First, Germany’s national role conceptions as a normative power and global enforcer positively influence the country’s stance towards universal jurisdiction in general. Second, the fact that the international community agrees with Germany’s actions and even applauds them, allows for a broad prosecutorial strategy including the prosecution of perpetrators who are located outside Germany. Third, Germany’s migration policy has led to the presence of many Syrian refugees on its territory, which serves both as a motivating and facilitating factor for universal jurisdiction cases. The presence of victims and perpetrators creates a moral imperative for Germany to prosecute, and at the same time facilitates the initiation of cases by providing essential information and evidence.

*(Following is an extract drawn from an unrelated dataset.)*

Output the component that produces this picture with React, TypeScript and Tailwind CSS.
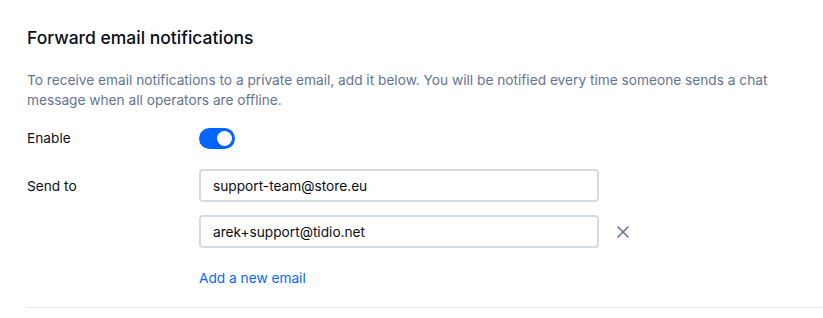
import React, { useState } from "react";

export default function App() {
  const [enabled, setEnabled] = useState(true);
  const [emails, setEmails] = useState(["support-team@store.eu", "arek+support@tidio.net"]);

  return (
    <main className="min-h-screen bg-white font-['Inter',sans-serif] text-[#080f1a]">
      <div className="pl-[27px] pt-[26px]">
        <h2 className="text-[17.5px] font-medium leading-[24px]">
          Forward email notifications
        </h2>
        <p className="mt-[20px] max-w-[760px] text-[13.7px] leading-[20px] text-[#647491]">
          To receive email notifications to a private email, add it below. You will be notified every time someone sends a chat message when all operators are offline.
        </p>

        <div className="mt-[18px] flex items-center">
          <span className="w-[172px] text-[13.7px]">Enable</span>
          <button
            onClick={() => setEnabled(!enabled)}
            className={`flex h-[21px] w-[36px] items-center rounded-full p-[3px] ${
              enabled ? "justify-end bg-[#0566ff]" : "justify-start bg-[#cad1dc]"
            }`}
          >
            <span className="h-[15px] w-[15px] rounded-full bg-white shadow" />
          </button>
        </div>

        <div className="mt-[20px] flex">
          <span className="w-[172px] pt-[7px] text-[13.7px]">Send to</span>
          <div className="flex flex-col gap-[13px]">
            {emails.map((email, i) => (
              <div key={i} className="flex items-center">
                <input
                  value={email}
                  onChange={(e) =>
                    setEmails(emails.map((v, j) => (j === i ? e.target.value : v)))
                  }
                  className="h-[33px] w-[400px] rounded-[4px] border-2 border-[#d3dbe5] px-[12px] text-[13.7px] text-[#080f1a] outline-none"
                />
                {i > 0 ? (
                  <button
                    onClick={() => setEmails(emails.filter((_, j) => j !== i))}
                    className="ml-[18px] text-[#647491]"
                  >
                    <svg width="12" height="12" viewBox="0 0 12 12" fill="none" stroke="currentColor" strokeWidth="1.6" strokeLinecap="round">
                      <path d="M1 1l10 10M11 1L1 11" />
                    </svg>
                  </button>
                ) : null}
              </div>
            ))}
            <button
              onClick={() => setEmails([...emails, ""])}
              className="mt-[7px] self-start text-[13.7px] leading-[20px] text-[#0566ff]"
            >
              Add a new email
            </button>
          </div>
        </div>
      </div>
      <div className="ml-[27px] mt-[19px] border-t border-[#e9ecef]" />
    </main>
  );
}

Reflecting on these conclusions, some questions come to mind. For example, should the flexibility provided by universal jurisdiction for political considerations be considered inherently negative? The case of Germany and Syria seems to challenge this assertion, as the country seeks to uphold human rights worldwide while also carefully considering diplomatic factors to prevent adverse repercussions in geopolitics. Moreover, should the significance of diaspora communities be integrated into the universal jurisdiction theory, perhaps by considering the presence of victims within the prosecuting state's territory as a justification for exercising universal jurisdiction?
Further exploring the link between politics and universal jurisdiction will invite us to reevaluate the boundaries and possibilities of this concept, ultimately guiding us towards a more robust theory.